Computer scientists created analogue computers in the first half of this century. Vannevar Bush created the room-sized “Differential Analyzer” in 1931 which had gears and pulleys to calculate shell trajectories for the military. But electronic analogue computers were unreliable, it’s hard to get a stable voltage because of unstable mains power feeds, interference and component failure.

It’s easy to create a two-voltage machine, and modern computers operate between 0 and 5 volts. Any voltage over about 3.5v is read as a high voltage, meaning True or 1, anything lower is False or 0. We can make circuits that very reliably switch between these voltages and perform binary arithmetic and boolean logic on them.

How does a computer perform arithmetic?

We can write the rules of binary arithmetic in a truth table, then construct a boolean logic circuit to perform it.
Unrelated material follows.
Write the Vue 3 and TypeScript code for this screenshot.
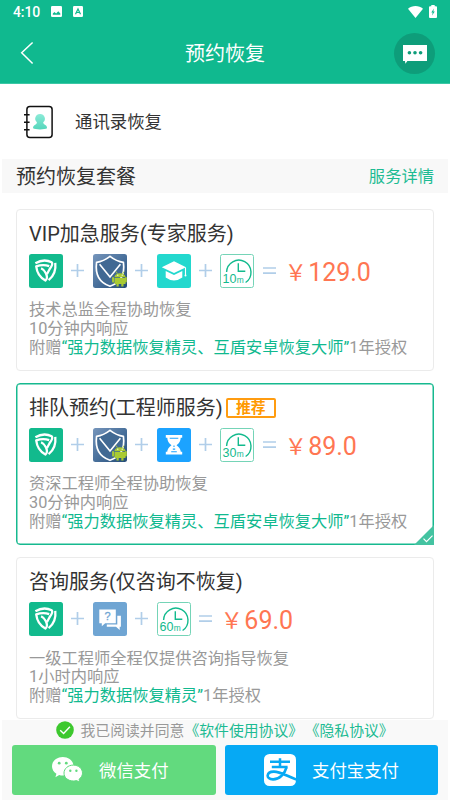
<script setup lang="ts">
import { ref } from 'vue'

type IconKind = 'shield' | 'android' | 'expert' | 'hourglass' | 'consult' | 'clock'

interface Plan {
  title: string
  recommended?: boolean
  icons: IconKind[]
  minutes: number
  price: string
  lines: string[]
  gift: string
}

const plans: Plan[] = [
  {
    title: 'VIP加急服务(专家服务)',
    icons: ['shield', 'android', 'expert', 'clock'],
    minutes: 10,
    price: '129.0',
    lines: ['技术总监全程协助恢复', '10分钟内响应'],
    gift: '“强力数据恢复精灵、互盾安卓恢复大师”',
  },
  {
    title: '排队预约(工程师服务)',
    recommended: true,
    icons: ['shield', 'android', 'hourglass', 'clock'],
    minutes: 30,
    price: '89.0',
    lines: ['资深工程师全程协助恢复', '30分钟内响应'],
    gift: '“强力数据恢复精灵、互盾安卓恢复大师”',
  },
  {
    title: '咨询服务(仅咨询不恢复)',
    icons: ['shield', 'consult', 'clock'],
    minutes: 60,
    price: '69.0',
    lines: ['一级工程师全程仅提供咨询指导恢复', '1小时内响应'],
    gift: '“强力数据恢复精灵”',
  },
]

const selected = ref(1)
</script>

<template>
  <div class="screen">
    <header class="header">
      <div class="status">
        <span class="time">4:10</span>
        <svg class="st-img" width="11" height="11" viewBox="0 0 11 11">
          <rect width="11" height="11" rx="1.2" fill="#fff" />
          <path d="M1.8 8.8V7.4L3.5 6l1.6 1.4L7.3 5.2l2 2.2v1.4z" fill="#10b98f" />
        </svg>
        <svg class="st-a" width="10" height="11" viewBox="0 0 10 11">
          <rect width="10" height="11" rx="1.2" fill="#fff" />
          <path d="M2.5 8.2 5 2.9l2.5 5.3M3.4 6.5h3.2" fill="none" stroke="#10b98f" stroke-width="1.2" />
        </svg>
        <span class="grow"></span>
        <svg class="wifi" width="15" height="12" viewBox="0 0 15 12">
          <path d="M0 2.8C4-.8 11-.8 15 2.8L7.5 12z" fill="#fff" />
        </svg>
        <svg width="8" height="13" viewBox="0 0 8 13">
          <path d="M2.3 1.2V0h3.4v1.2H7q1 0 1 1V12q0 1-1 1H1q-1 0-1-1V2.2q0-1 1-1z" fill="#fff" />
          <path d="M4.9 3.5 2.3 7.6h1.4l-.7 3L5.8 6.4H4.3z" fill="#10b98f" />
        </svg>
      </div>
      <div class="nav">
        <svg class="back" width="14" height="24" viewBox="0 0 14 24">
          <path d="M12.6 1.5 1.7 11.8l10.9 10.7" fill="none" stroke="#fff" stroke-width="1.5" />
        </svg>
        <h1>预约恢复</h1>
        <div class="chat">
          <svg width="24" height="19" viewBox="0 0 24 19">
            <path d="M0 0h24v16H4.4L2.4 18.8 2 16H0z" fill="#fff" />
            <g fill="#0e9d7a"><circle cx="6.4" cy="7.8" r="1.8" /><circle cx="12" cy="7.8" r="1.8" /><circle cx="17.6" cy="7.8" r="1.8" /></g>
          </svg>
        </div>
      </div>
    </header>

    <div class="kind">
      <svg width="30" height="34" viewBox="0 0 30 34">
        <defs>
          <linearGradient id="person" x2="0" y2="1"><stop stop-color="#8cebd8" /><stop offset="1" stop-color="#55d6bb" /></linearGradient>
        </defs>
        <rect x="2.9" y="1.6" width="25.2" height="31" rx="3" fill="none" stroke="#111" stroke-width="1.5" />
        <path d="M0 9.8h5.6M0 17.3h5.6M0 24.8h5.6" stroke="#111" stroke-width="1.4" />
        <path d="M16 9a4.7 4.7 0 0 1 3.2 8.3c.1 2.8 4.3 2.6 3.8 6-2 1.5-12 1.5-13.9 0-.4-3.4 3.8-3.2 3.8-6A4.7 4.7 0 0 1 16 9z" fill="url(#person)" />
      </svg>
      <span>通讯录恢复</span>
    </div>

    <div class="section">
      <h2>预约恢复套餐</h2>
      <a>服务详情</a>
    </div>

    <main class="plans">
      <article v-for="(plan, i) in plans" :key="plan.title" class="plan" :class="{ active: selected === i }" @click="selected = i">
        <div class="title"><h3>{{ plan.title }}</h3><em v-if="plan.recommended">推荐</em></div>
        <div class="bundle">
          <template v-for="(icon, n) in plan.icons" :key="icon">
            <svg v-if="n" class="op" width="13" height="13" viewBox="0 0 13 13"><path d="M0 6.5h13M6.5 0v13" stroke="#b1cee9" stroke-width="1.7" /></svg>

            <svg v-if="icon === 'shield'" class="icon" viewBox="0 0 34 34">
              <rect width="34" height="34" rx="2.5" fill="#12ba8d" />
              <g fill="none" stroke="#fff" stroke-width="2.3" stroke-linejoin="round">
                <path d="M6.4 9.3C11.5 6.2 18 5.9 22.7 8.3c1.4 1.3-.2 4.2-2 6.7l-2.8 5.2" />
                <path d="M19.6 26.2C24.9 22 27.1 16 26.3 8.9" />
                <path d="M20.2 12.2C16.4 10.8 11.2 11 7.2 12.4 7.9 18.6 11.3 23.8 16.4 26.5c1.7-1.2 1.8-4.2.5-7.2-1.1-2.5-2.6-4-4.8-5" />
              </g>
            </svg>

            <svg v-else-if="icon === 'android'" class="icon" viewBox="0 0 34 34">
              <defs><linearGradient id="blue" x2="1" y2="1"><stop stop-color="#7695bb" /><stop offset=".5" stop-color="#4a719c" /><stop offset="1" stop-color="#234c77" /></linearGradient></defs>
              <rect width="34" height="34" rx="2.5" fill="url(#blue)" />
              <path d="M17 2.4Q10.5 7.4 3.6 8.4C2 20.5 6.5 28.8 17 32.3 27.5 28.8 32 20.5 30.4 8.4Q23.5 7.4 17 2.4z" fill="#416993" stroke="#fff" stroke-width="1.7" />
              <path d="M6.6 10.2 17 23l10.4-12.8" fill="none" stroke="#fff" stroke-width="1.6" />
              <g fill="#a9cb32">
                <path d="M21.4 23a5.8 5 0 0 1 11.2 0z" />
                <path d="M21.5 23.7h11v6.3h-2v2.4h-2.2V30h-2.6v2.4h-2.2V30h-2z" />
                <rect x="19.1" y="23" width="1.9" height="5.6" rx=".9" /><rect x="32" y="23" width="1.8" height="5.6" rx=".8" />
              </g>
              <path d="m23 17.5 1.4 2.2m6.6-2.2-1.4 2.2" stroke="#a9cb32" stroke-width=".9" />
              <circle cx="24.8" cy="21.2" r=".6" fill="#fff" /><circle cx="29.2" cy="21.2" r=".6" fill="#fff" />
            </svg>

            <svg v-else-if="icon === 'expert'" class="icon" viewBox="0 0 34 34">
              <rect width="34" height="34" rx="2.5" fill="#23d8ce" />
              <path d="M17 7.3 29 13.2 17 19.1 4.8 13.2z" fill="#fff" />
              <path d="M8.7 17 17 21.1l8.3-4.1v6.5Q17 29.5 8.7 23.5z" fill="#fff" />
              <path d="M28.5 13.4v8.1" stroke="#fff" stroke-width="1.1" /><circle cx="28.5" cy="21.4" r="1" fill="#fff" />
            </svg>

            <svg v-else-if="icon === 'hourglass'" class="icon" viewBox="0 0 34 34">
              <rect width="34" height="34" rx="2.5" fill="#1ca3ff" />
              <path d="M8.8 7h16.4v2.7h-1.5q-.2 5-4.2 7.5 4 2.6 4.3 6.5h1.4v2.8H8.8v-2.8h1.4q.3-3.9 4.3-6.5-4-2.5-4.2-7.5H8.8z" fill="#fff" />
              <path d="M12.7 10.2h8.6M17 17.5v1.6m-1.2 2h2.4m-4 2.7h5.6" stroke="#1ca3ff" stroke-width="1.1" />
            </svg>

            <svg v-else-if="icon === 'consult'" class="icon" viewBox="0 0 34 34">
              <rect width="34" height="34" rx="2.5" fill="#6fa5d3" />
              <path d="M6.3 7.5h16.5v13.7H12.2l-3.4 3v-3H6.3z" fill="#fff" />
              <path d="M24.3 13.7h3.6v11.1h-1.2v3.1l-3.7-3.1h-9.2v-2.3h10.5z" fill="#fff" />
              <text x="14.5" y="18" text-anchor="middle" font-size="11" fill="#6fa5d3" stroke="#6fa5d3" stroke-width=".3">?</text>
            </svg>

            <svg v-else class="icon" viewBox="0 0 34 34">
              <rect x=".5" y=".5" width="33" height="33" rx="2" fill="#fff" stroke="#75d4b7" />
              <path d="M6.6 18a12.2 12.2 0 1 1 19 10.5" fill="none" stroke="#12ba8d" stroke-width="1.4" />
              <path d="M18.3 9.2v8h7" fill="none" stroke="#12ba8d" stroke-width="1.4" />
              <text x="2.4" y="29.3" font-size="12.5" textLength="14" fill="#12ba8d">{{ plan.minutes }}</text>
              <text x="16.8" y="29.3" font-size="8.5" textLength="7" lengthAdjust="spacingAndGlyphs" fill="#12ba8d">m</text>
            </svg>
          </template>
          <svg class="op" width="13" height="13" viewBox="0 0 13 13"><path d="M0 4h13M0 9.2h13" stroke="#b1cee9" stroke-width="1.7" /></svg>
          <span class="price"><i>￥</i>{{ plan.price }}</span>
        </div>
        <div class="desc">
          <p v-for="line in plan.lines" :key="line">{{ line }}</p>
          <p>附赠<b>{{ plan.gift }}</b>1年授权</p>
        </div>
        <svg v-if="selected === i" class="corner" width="20" height="20" viewBox="0 0 20 20">
          <path d="M20 0v20H0z" fill="#44c3a1" /><path d="m9.5 13.7 3 3 6-6" fill="none" stroke="#fff" stroke-width="1.2" />
        </svg>
      </article>
    </main>

    <footer class="footer">
      <div class="agree">
        <svg width="18" height="18" viewBox="0 0 18 18"><circle cx="9" cy="9" r="8.8" fill="#3dc82e" /><path d="m4.2 9.2 3.4 3.3 6.3-6.7" fill="none" stroke="#fff" stroke-width="1.4" /></svg>
        <span>我已阅读并同意</span><a>《软件使用协议》</a><a>《隐私协议》</a>
      </div>
      <div class="pay">
        <button class="wechat">
          <svg width="31" height="26" viewBox="0 0 31 26">
            <path d="M10.8 0C17 0 21.5 4 21.5 9.2s-4.7 9.3-10.7 9.3q-2 0-3.6-.5L3.4 20.2l1-3.5Q0 13.8 0 9.2C0 4 4.7 0 10.8 0z" fill="#fff" />
            <path d="M21.3 8.1c5.2 0 9.2 3.5 9.2 8 0 2.6-1.5 4.7-3.5 6.2l.8 3-3.3-1.8q-1.5.5-3.2.5c-5.3 0-9.3-3.5-9.3-7.9s4-8 9.3-8z" fill="#fff" stroke="#62da7e" stroke-width="1" />
            <g fill="#62da7e"><circle cx="7.2" cy="6.2" r="1.4" /><circle cx="14.3" cy="6.2" r="1.4" /><circle cx="18.3" cy="13.7" r="1.2" /><circle cx="24.4" cy="13.7" r="1.2" /></g>
          </svg>
          <span>微信支付</span>
        </button>
        <button class="alipay">
          <svg width="32" height="32" viewBox="0 0 32 32">
            <rect width="32" height="32" rx="5.5" fill="#fff" />
            <g fill="none" stroke="#06a9f4">
              <path d="M6 7.7h20M16 4.2v8.6M7.8 13.1h15.8" stroke-width="2.5" />
              <path d="M22.5 13.3C20.7 20.2 15 25.5 9 25.4c-7.8-.2-6.7-8 1-7.8 6.4.1 12 4.1 22.5 7.9" stroke-width="2.6" />
            </g>
          </svg>
          <span>支付宝支付</span>
        </button>
      </div>
    </footer>
  </div>
</template>

<style>
body { margin: 0; background: #fff; }
</style>

<style scoped>
* { box-sizing: border-box; }
h1, h2, h3, p { margin: 0; font-weight: 400; }
.screen { width: 450px; height: 800px; overflow: hidden; display: flex; flex-direction: column; background: #fff; font-family: Roboto, "Noto Sans CJK SC", sans-serif; color: #333; }
.header { flex: none; height: 84px; background: #10b98f; border-bottom: 1px solid #3bc7a5; color: #fff; }
.status { height: 23px; padding: 0 13px; display: flex; align-items: center; }
.time { font-size: 14px; font-weight: 500; letter-spacing: -.1px; width: 38px; }
.st-a { margin-left: 11px; }
.grow { flex: 1; }
.wifi { margin-right: 6px; }
.status > svg:last-child { margin-right: .5px; }
.nav { height: 60px; display: grid; grid-template-columns: 70px 1fr 70px; align-items: center; }
.back { margin-left: 20px; }
h1 { padding-top: 2px; font-size: 20px; line-height: 28px; text-align: center; }
.chat { width: 41px; height: 41px; margin-left: 14px; border-radius: 50%; background: #0e9d7a; display: flex; align-items: center; justify-content: center; padding-top: 2px; }
.kind { flex: none; height: 75px; padding-left: 24px; display: flex; align-items: center; gap: 21px; font-size: 17.4px; }
.kind span { padding-bottom: 2px; }
.section { flex: none; height: 34px; margin: 0 2px; padding: 0 14px; display: flex; align-items: center; justify-content: space-between; background: #f8f8f8; }
h2 { padding-top: 2px; font-size: 20px; line-height: 30px; }
.section a { padding-bottom: 2px; font-size: 16.3px; color: #1dbb93; }
.plans { flex: none; height: 526.5px; padding: 15.5px 16px 0; display: flex; flex-direction: column; gap: 12.2px; }
.plan { position: relative; flex: none; height: 162px; padding: 9px 12px 0; border: 1px solid #ebebeb; border-radius: 4px; }
.plan.active { border-color: #16b98f; box-shadow: inset 0 0 0 .5px #16b98f; }
.title { height: 30px; display: flex; align-items: center; }
h3 { font-size: 20px; line-height: 30px; white-space: nowrap; }
em { margin-left: 3px; width: 50px; height: 20px; border: 2px solid #ff9c10; border-radius: 2px; color: #f90; font: 700 14.8px/17px Roboto, "Noto Sans CJK SC", sans-serif; text-align: center; }
.bundle { height: 34px; margin-top: 5px; display: flex; align-items: center; }
.icon { flex: none; width: 34px; height: 34px; font-family: "Liberation Sans", sans-serif; }
.op { flex: none; margin: 0 8.4px; }
.price { height: 34px; padding-top: 2px; line-height: 34px; font-size: 25px; color: #ff7652; white-space: nowrap; display: flex; }
.price i { font-style: normal; font-size: 22px; width: 23.5px; margin-left: .5px; }
.desc { margin-top: 13.8px; font-size: 16.25px; color: #999; white-space: nowrap; }
.desc p { height: 18.8px; line-height: 18.8px; }
b { font-weight: 400; color: #10b98f; }
.corner { position: absolute; right: -1px; bottom: -1px; }
.footer { flex: 1; position: relative; margin: 0 2px; background: #f9f9f9; }
.agree { height: 25px; padding: 0 0 5px 53.5px; display: flex; align-items: center; font-size: 14.85px; color: #999; white-space: nowrap; }
.agree span { margin-left: 7px; }
.agree a { color: #1dbb93; }
.agree a + a { margin-left: 1.5px; }
.pay { display: flex; gap: 9px; padding: 0 10px; }
button { height: 50px; border: 0; border-radius: 3px; padding: 0; display: flex; align-items: center; color: #fff; font: 17.4px Roboto, "Noto Sans CJK SC", sans-serif; }
.wechat { width: 204px; padding-left: 40px; gap: 16px; background: #62da7e; }
.alipay { width: 213px; padding-left: 39px; gap: 16px; background: #06a9f4; }
</style>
Here is a simple circuit that will add two bits together, called a “half-adder”. We can easily combine lots of these, so we can add long binary numbers.

Using a method of representing negative numbers called “two’s complement” we can also negate a number, turn it into it’s negative value. Now we can do subtraction too, because a-b is the same as a + (-b).

So, we have addition and subtraction but what of multiplication and division? Well, multiplication is just repeated addition. For example, 3 x 4 is simply 4 + 4 + 4. We just need to repeatedly add 4 while counting up to three or, better still, counting down from 3 to zero. We have all the tools we need for this already: addition, subtraction and compare to zero. Likewise, division is just repeated subtraction: to perform 12 / 3 we just repeatedly subtract 3 from 12, counting the number of times we can do it until we reach zero. A few simple logic gates have given us the power to do really useful mathematics.